皖北的蒸菜,向來是極簡單的。槐花開了,便蒸槐花;皮樹結了骨朵,便蒸皮樹骨朵。拌上蒜油辣椒油之類,便是一餐。這原是困難年月的吃法,如今物質豐盈了,卻仍舊有人嗜好此味。
蒸菜之妙,在于留白。不似炒炸之物,用油火將滋味逼到極致;蒸法溫吞,反叫菜的本味顯出三分。人生在世,亦當如此。事事求滿,反失其真;留些饑渴,倒能品出真滋味。
槐花蒸好了,澆上蒜汁,其味清苦中帶著微甜。這苦味原是槐花自衛的法子,人卻偏要食之。

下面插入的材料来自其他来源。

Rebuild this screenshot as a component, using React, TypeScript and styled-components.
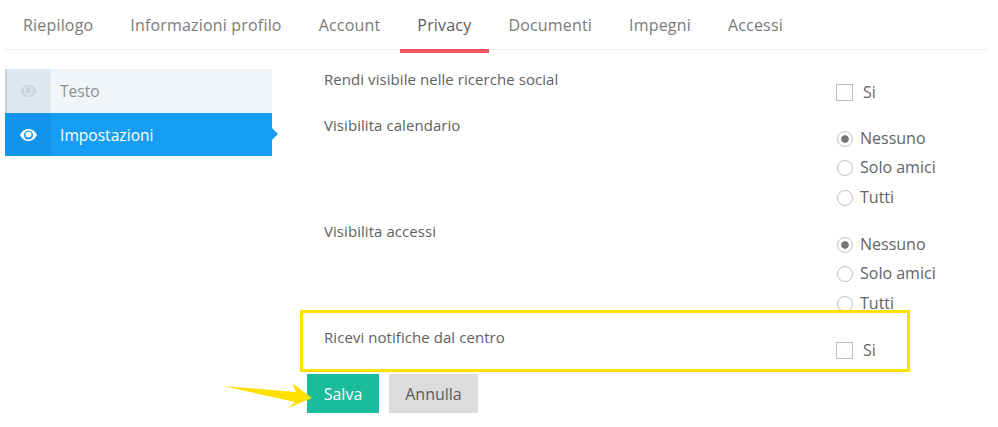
import React from "react";
import styled, { createGlobalStyle } from "styled-components";

const Global = createGlobalStyle`
  html, body { margin: 0; padding: 0; background: #fff; }
  body { font-family: "Open Sans", "Liberation Sans", sans-serif; color: #5b5b5b; }
  * { box-sizing: border-box; }
`;

const Page = styled.div`
  position: relative;
  width: 998px;
  height: 427px;
  overflow: hidden;
  padding: 0 10px 0 5px;
`;

const Tabs = styled.nav`
  display: flex;
  height: 50px;
  border-bottom: 1px solid #eeeeee;
`;

const Tab = styled.div<{ $active?: boolean }>`
  height: 53px;
  margin: 0 1px;
  padding: 14px 17.5px 0;
  font-size: 16px;
  line-height: 22px;
  letter-spacing: 0.18px;
  color: ${(p) => (p.$active ? "#5c5c5c" : "#7b7b7b")};
  border-bottom: 4px solid ${(p) => (p.$active ? "#f4555f" : "transparent")};
  &:first-child { padding-left: 17px; }
`;

const Body = styled.div`
  display: flex;
  margin-top: 19px;
`;

const Side = styled.aside`
  width: 267px;
  flex: none;
  margin-right: 52px;
`;

const SideItem = styled.div<{ $active?: boolean }>`
  position: relative;
  display: flex;
  height: ${(p) => (p.$active ? "43px" : "44px")};
  background: ${(p) => (p.$active ? "#169ef4" : "#f0f5f9")};
  color: ${(p) => (p.$active ? "#ffffff" : "#8f8f8f")};
  font-size: 15.5px;
  letter-spacing: 0.05px;
  line-height: 44px;
  align-items: flex-start;
  ${(p) =>
    p.$active &&
    `&::after {
      content: "";
      position: absolute;
      right: -6px;
      top: 15px;
      border-left: 6px solid #169ef4;
      border-top: 6px solid transparent;
      border-bottom: 6px solid transparent;
    }`}
`;

const SideIcon = styled.div<{ $active?: boolean }>`
  width: 46px;
  height: 100%;
  flex: none;
  display: flex;
  align-items: center;
  justify-content: center;
  margin-right: 9px;
  padding-right: ${(p) => (p.$active ? "0" : "2px")};
  background: ${(p) => (p.$active ? "#1093e8" : "#e0e8ef")};
  border-left: ${(p) => (p.$active ? "0" : "2px solid #c9d3da")};
  color: ${(p) => (p.$active ? "#ffffff" : "#cad5dc")};
`;

const Form = styled.div`
  width: 620px;
`;

const Row = styled.div<{ $h: number }>`
  display: grid;
  grid-template-columns: 512px 1fr;
  height: ${(p) => p.$h}px;
`;

const Label = styled.div`
  font-size: 15px;
  line-height: 21px;
  letter-spacing: 0.06px;
  color: #5f5f5f;
`;

const Controls = styled.div`
  padding-top: 12px;
`;

const CheckLine = styled.div`
  display: flex;
  align-items: center;
  height: 22px;
  font-size: 16px;
  color: #666;
`;

const Box = styled.span`
  width: 17px;
  height: 17px;
  border: 1px solid #bdbdbd;
  margin-right: 10px;
  background: #fff;
`;

const RadioGroup = styled.div`
  display: flex;
  flex-direction: column;
  margin-top: -4px;
`;

const RadioLine = styled.div`
  display: flex;
  align-items: center;
  height: 29.5px;
  font-size: 16px;
  color: #5f6468;
`;

const RadioMark = styled.span<{ $on?: boolean }>`
  width: 16px;
  height: 16px;
  flex: none;
  border-radius: 50%;
  border: 1px solid #c0c0c0;
  margin: 2px 7px 0 1px;
  background: ${(p) =>
    p.$on ? "radial-gradient(circle, #777 0 3.5px, #fff 4px)" : "#fff"};
`;

const Actions = styled.div`
  display: flex;
  gap: 10px;
  margin-left: -17px;
`;

const Btn = styled.button<{ $primary?: boolean }>`
  border: 0;
  height: 39px;
  font-family: inherit;
  font-size: 16px;
  padding: 0;
  width: ${(p) => (p.$primary ? "72px" : "89px")};
  background: ${(p) => (p.$primary ? "#1abc9c" : "#dcdcdc")};
  color: ${(p) => (p.$primary ? "#ffffff" : "#5b5b5b")};
`;

const Highlight = styled.div`
  position: absolute;
  left: 300px;
  top: 310px;
  width: 610px;
  height: 62px;
  border: 3px solid #ffe000;
  pointer-events: none;
`;

const Arrow = styled.svg`
  position: absolute;
  left: 222px;
  top: 381px;
`;

const Eye = () => (
  <svg width="17" height="12" viewBox="0 0 17 12" fill="currentColor">
    <path
      fillRule="evenodd"
      d="M8.500 0C4.800 0 1.700 2.300 0 6c1.700 3.700 4.800 6 8.500 6s6.800-2.300 8.500-6C15.300 2.300 12.200 0 8.500 0zM8.500 1.500a4.500 4.500 0 1 1 0 9 4.500 4.500 0 0 1 0-9z"
    />
    <circle cx="8.5" cy="5.5" r="3" />
  </svg>
);

const Radios = () => (
  <RadioGroup>
    <RadioLine><RadioMark $on />Nessuno</RadioLine>
    <RadioLine><RadioMark />Solo amici</RadioLine>
    <RadioLine><RadioMark />Tutti</RadioLine>
  </RadioGroup>
);

const tabs = ["Riepilogo", "Informazioni profilo", "Account", "Privacy", "Documenti", "Impegni", "Accessi"];

export default function App() {
  return (
    <Page>
      <Global />
      <Tabs>
        {tabs.map((t) => (
          <Tab key={t} $active={t === "Privacy"}>{t}</Tab>
        ))}
      </Tabs>
      <Body>
        <Side>
          <SideItem>
            <SideIcon><Eye /></SideIcon>
            <span>Testo</span>
          </SideItem>
          <SideItem $active>
            <SideIcon $active><Eye /></SideIcon>
            <span>Impostazioni</span>
          </SideItem>
        </Side>
        <Form>
          <Row $h={46}>
            <Label>Rendi visibile nelle ricerche social</Label>
            <Controls><CheckLine><Box />Si</CheckLine></Controls>
          </Row>
          <Row $h={106}>
            <Label>Visibilita calendario</Label>
            <Controls><Radios /></Controls>
          </Row>
          <Row $h={106}>
            <Label>Visibilita accessi</Label>
            <Controls><Radios /></Controls>
          </Row>
          <Row $h={47}>
            <Label>Ricevi notifiche dal centro</Label>
            <Controls><CheckLine><Box />Si</CheckLine></Controls>
          </Row>
          <Actions>
            <Btn $primary>Salva</Btn>
            <Btn>Annulla</Btn>
          </Actions>
        </Form>
      </Body>
      <Highlight />
      <Arrow width="92" height="32" viewBox="0 0 92 32">
        <polygon points="1,5 74,11 70,2 90,17 66,27 73,21" fill="#ffe000" />
      </Arrow>
    </Page>
  );
}
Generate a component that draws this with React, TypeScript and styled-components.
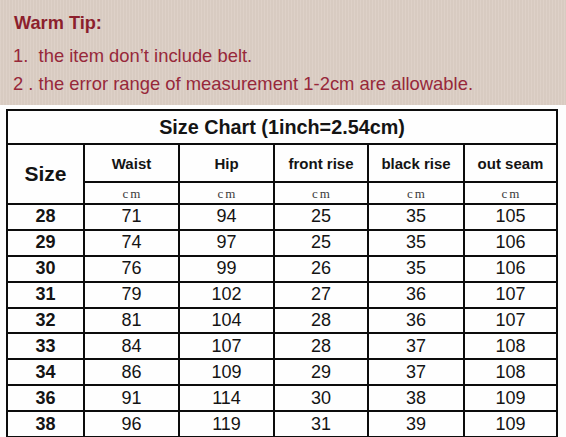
import React, { FC } from 'react';
import styled, { createGlobalStyle } from 'styled-components';

const GlobalStyle = createGlobalStyle`
  html, body {
    margin: 0;
    padding: 0;
    background: #fdfdfd;
  }
  body {
    font-family: 'Liberation Sans', Arial, sans-serif;
  }
`;

const Page = styled.div`
  width: 566px;
  height: 437px;
  overflow: hidden;
  background: #fdfdfd;
`;

const TipBox = styled.section`
  height: 105px;
  box-sizing: border-box;
  padding: 9px 0 0 13px;
  background: #dccfc5;
  background-image: repeating-linear-gradient(
    90deg,
    rgba(255, 255, 255, 0.05) 0px,
    rgba(255, 255, 255, 0.05) 1px,
    rgba(0, 0, 0, 0.02) 1px,
    rgba(0, 0, 0, 0.02) 3px
  );
`;

const TipTitle = styled.h2`
  margin: 0 0 5px 1px;
  font-size: 18.2px;
  line-height: 28px;
  font-weight: 700;
  color: #8c1f2d;
`;

const TipLine = styled.p`
  margin: 0;
  font-size: 18.4px;
  line-height: 28px;
  color: #97283a;
  white-space: pre;
`;

const TableArea = styled.div`
  padding: 4px 0 0 6px;
`;

const Grid = styled.div`
  display: grid;
  width: 552px;
  box-sizing: border-box;
  grid-template-columns: 75px 93px 93px 92px 94px 91px;
  grid-template-rows: 32px 36px 20px repeat(9, 23.9px);
  gap: 2px;
  padding: 2px;
  background: #0c0c0c;
`;

const Cell = styled.div<{ $span?: number; $rows?: number; $bold?: boolean; $size?: number }>`
  background: #fefefe;
  display: flex;
  align-items: center;
  justify-content: center;
  grid-column: ${({ $span }) => ($span ? `span ${$span}` : 'auto')};
  grid-row: ${({ $rows }) => ($rows ? `span ${$rows}` : 'auto')};
  font-size: ${({ $size }) => $size ?? 18}px;
  font-weight: ${({ $bold }) => ($bold ? 700 : 400)};
  color: #141414;
  white-space: nowrap;
`;

const UnitCell = styled(Cell)`
  font-family: 'Liberation Serif', 'DejaVu Serif', serif;
  font-size: 13px;
  letter-spacing: 2px;
  color: #3a3a3a;
  padding: 2px 0 0 2px;
  box-sizing: border-box;
`;

const headers = ['Waist', 'Hip', 'front rise', 'black rise', 'out seam'];

const rows: number[][] = [
  [28, 71, 94, 25, 35, 105],
  [29, 74, 97, 25, 35, 106],
  [30, 76, 99, 26, 35, 106],
  [31, 79, 102, 27, 36, 107],
  [32, 81, 104, 28, 36, 107],
  [33, 84, 107, 28, 37, 108],
  [34, 86, 109, 29, 37, 108],
  [36, 91, 114, 30, 38, 109],
  [38, 96, 119, 31, 39, 109],
];

const App: FC = () => (
  <Page>
    <GlobalStyle />
    <TipBox>
      <TipTitle>Warm Tip:</TipTitle>
      <TipLine>{'1.  the item don’t include belt.'}</TipLine>
      <TipLine>2 . the error range of measurement 1-2cm are allowable.</TipLine>
    </TipBox>
    <TableArea>
      <Grid>
        <Cell $span={6} $bold $size={19.8}>Size Chart (1inch=2.54cm)</Cell>
        <Cell $rows={2} $bold $size={21}>Size</Cell>
        {headers.map((h) => (
          <Cell key={h} $bold $size={15}>{h}</Cell>
        ))}
        {headers.map((h) => (
          <UnitCell key={`u-${h}`}>cm</UnitCell>
        ))}
        {rows.map((r) =>
          r.map((v, i) => (
            <Cell key={`${r[0]}-${i}`} $bold={i === 0}>{v}</Cell>
          )),
        )}
      </Grid>
    </TableArea>
  </Page>
);

export default App;
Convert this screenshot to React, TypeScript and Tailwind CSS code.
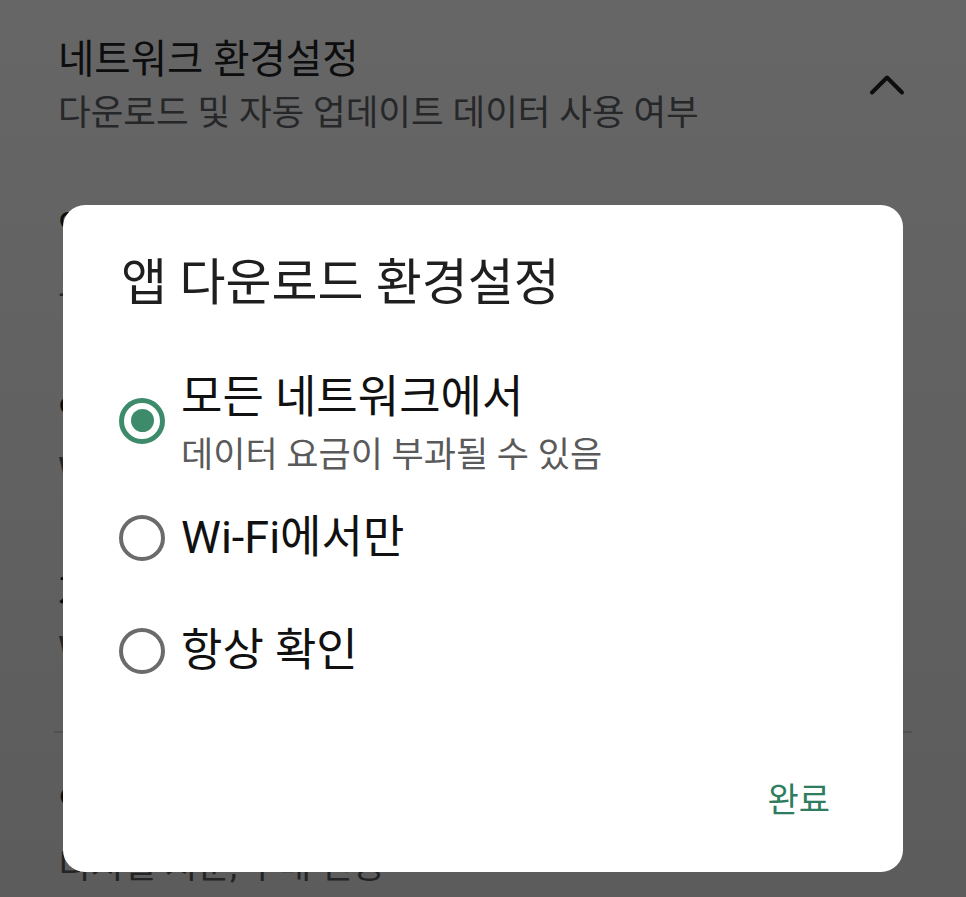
import { ChevronUp } from "lucide-react";

const font = { fontFamily: "Roboto, 'Noto Sans CJK KR', sans-serif" };

const bgRows = [
  { title: "앱 다운로드 환경설정", sub: "모든 네트워크에서", top: "mt-[64px]" },
  { title: "앱 자동 업데이트", sub: "Wi-Fi를 통해서만", top: "mt-[77px]" },
  { title: "자동 재생 동영상", sub: "Wi-Fi에서만", top: "mt-[71px]" },
];

function Radio({ checked }: { checked: boolean }) {
  return checked ? (
    <div className="w-[46px] h-[46px] shrink-0 rounded-full border-[5px] border-[#3d8b6b] flex items-center justify-center">
      <div className="w-[23px] h-[23px] rounded-full bg-[#3d8b6b]" />
    </div>
  ) : (
    <div className="w-[46px] h-[46px] shrink-0 rounded-full border-[4.5px] border-[#6b6b6b]" />
  );
}

export default function App() {
  return (
    <div className="relative w-[966px] h-[897px] overflow-hidden bg-white" style={font}>
      {/* settings page behind the dialog */}
      <div className="px-[58px] pt-[32px]">
        <div className="flex items-center justify-between">
          <div>
            <h2 className="text-[39.5px] leading-[56px] text-[#202124]">네트워크 환경설정</h2>
            <p className="text-[35.5px] leading-[50px] text-[#5f6368]">
              다운로드 및 자동 업데이트 데이터 사용 여부
            </p>
          </div>
          <ChevronUp className="w-[60px] h-[60px] text-[#202124] mr-[-9px]" strokeWidth={1.6} />
        </div>

        {bgRows.map((r) => (
          <div key={r.title} className={r.top}>
            <div className="text-[39.5px] leading-[56px] text-[#202124]">{r.title}</div>
            <div className="mt-[2px] text-[35.5px] leading-[50px] text-[#5f6368]">{r.sub}</div>
          </div>
        ))}

        <div className="mt-[57px] -mx-[4px] border-t-2 border-[#dadce0]" />

        <div className="mt-[44px]">
          <div className="text-[39.5px] leading-[56px] text-[#202124]">인증</div>
          <div className="mt-[8px] text-[35.5px] leading-[50px] text-[#5f6368]">디지털 지문, 구매 인증</div>
        </div>
      </div>

      {/* scrim */}
      <div className="absolute inset-0 bg-gradient-to-b from-black/60 to-black/[0.64]" />

      {/* dialog */}
      <div className="absolute left-[63px] top-[205px] w-[840px] rounded-[22px] bg-white pt-[48px] pb-[50px]">
        <h1 className="pl-[58px] text-[50px] leading-[60px] text-[#1f1f1f]">앱 다운로드 환경설정</h1>

        <div className="mt-[47px] pl-[56px]">
          <div className="h-[121px] flex items-center gap-[16px]">
            <Radio checked />
            <div className="mt-[10px]">
              <div className="text-[45px] leading-[52px] text-[#111111]">모든 네트워크에서</div>
              <div className="mt-[9px] text-[35px] leading-[46px] text-[#5a5a5a]">데이터 요금이 부과될 수 있음</div>
            </div>
          </div>
          <div className="h-[113px] flex items-center gap-[16px]">
            <Radio checked={false} />
            <div className="text-[45px] leading-[52px] text-[#111111]">Wi-Fi에서만</div>
          </div>
          <div className="h-[113px] flex items-center gap-[16px]">
            <Radio checked={false} />
            <div className="text-[45px] leading-[52px] text-[#111111]">항상 확인</div>
          </div>
        </div>

        <div className="mt-[71px] flex justify-end pr-[73px]">
          <button className="text-[34px] leading-[44px] text-[#2f7d5f]">완료</button>
        </div>
      </div>
    </div>
  );
}
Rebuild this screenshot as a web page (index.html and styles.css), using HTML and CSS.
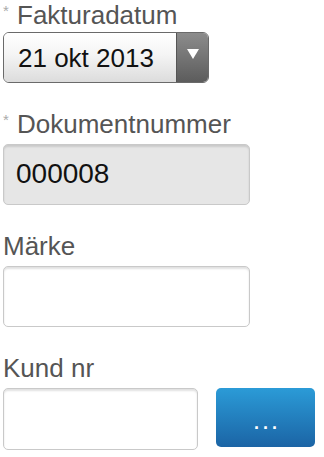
FILE: index.html
```html
<html lang="en">
  <head>
    <meta charset="UTF-8" />
    <meta name="viewport" content="width=device-width, initial-scale=1.0" />
    <title>Faktura</title>
    <link rel="stylesheet" href="styles.css">
  </head>
  <body>
    <form class="form">
      <div class="field">
        <label class="label"><span class="req">*</span>Fakturadatum</label>
        <div class="select">
          <div class="select-value">21 okt 2013</div>
          <div class="select-arrow">
            <svg width="14" height="12" viewBox="0 0 14 12"><path d="M1 1 L13 1 L7 11 Z" fill="#fff"/></svg>
          </div>
        </div>
      </div>

      <div class="field">
        <label class="label"><span class="req">*</span>Dokumentnummer</label>
        <div class="input input-readonly">000008</div>
      </div>

      <div class="field">
        <label class="label">Märke</label>
        <div class="input"></div>
      </div>

      <div class="field">
        <label class="label">Kund nr</label>
        <div class="row">
          <div class="input input-short"></div>
          <div class="btn">...</div>
        </div>
      </div>
    </form>
  </body>
</html>
```

FILE: styles.css
```css
*,
*::after,
*::before {
  margin: 0;
  padding: 0;
  box-sizing: border-box;
}

:root {
  --font: "Liberation Sans", Arial, sans-serif;
  --label-color: #555;
  --border: #c9c9c9;
}

body {
  font-family: var(--font);
  background: #fff;
  padding: 0 0 0 3px;
  width: 324px;
  height: 457px;
  overflow: hidden;
}

.field {
  margin-bottom: 26px;
}

.label {
  display: block;
  font-size: 26px;
  line-height: 30px;
  color: var(--label-color);
  margin-bottom: 5px;
}

.field:first-child .label {
  margin-bottom: 2px;
}

.req {
  display: inline-block;
  width: 14px;
  font-size: 15px;
  color: #aaa;
  vertical-align: top;
  line-height: 22px;
}

.select {
  display: flex;
  width: 206px;
  height: 51px;
  border: 1px solid #6a6a6a;
  border-radius: 6px;
  overflow: hidden;
}

.select-value {
  flex: 1;
  display: flex;
  align-items: center;
  padding-left: 14px;
  padding-top: 2px;
  font-size: 26px;
  color: #111;
  background: linear-gradient(#ffffff, #f4f4f4 45%, #dcdcdc);
}

.select-arrow {
  width: 32px;
  display: flex;
  align-items: center;
  justify-content: center;
  padding-bottom: 8px;
  border-left: 1px solid #555;
  background: linear-gradient(#8c8c8c, #5c5c5c);
}

.input {
  width: 247px;
  height: 61px;
  border: 1px solid var(--border);
  border-radius: 5px;
  background: #fff;
  box-shadow: inset 0 2px 2px rgba(0, 0, 0, 0.12);
  font-size: 28px;
  color: #111;
  display: flex;
  align-items: center;
  padding-left: 12px;
  padding-bottom: 1px;
}

.input-readonly {
  background: #e6e6e6;
}

.row {
  display: flex;
  align-items: flex-start;
  gap: 18px;
}

.input-short {
  width: 195px;
  height: 62px;
}

.btn {
  width: 99px;
  height: 59px;
  border-radius: 5px;
  background: linear-gradient(#2b9bd7, #1b64a5);
  color: #fff;
  font-weight: bold;
  font-size: 18px;
  letter-spacing: 4px;
  display: flex;
  align-items: center;
  justify-content: center;
  padding-left: 4px;
  padding-top: 12px;
}
```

誠實說,蒸菜里都有點清苦,但這清苦恰是一種提醒——提醒我們不要忘記饑餓的滋味,不要沉溺于飽足帶來的麻木。就像那苦茶,初嘗皺眉,細品卻回甘無窮。人生亦當如此,留三分饑寒,方能守住七分清醒。
喬布斯曾言:“保持饑餓,保持愚蠢。”這話頗有意思。保持愚蠢,大約是大智若愚的意思;而保持饑餓,則使人頭腦清醒。蒸著野菜,嚼著粗糲,腸胃里留著三分空,眼睛里倒有七分明亮。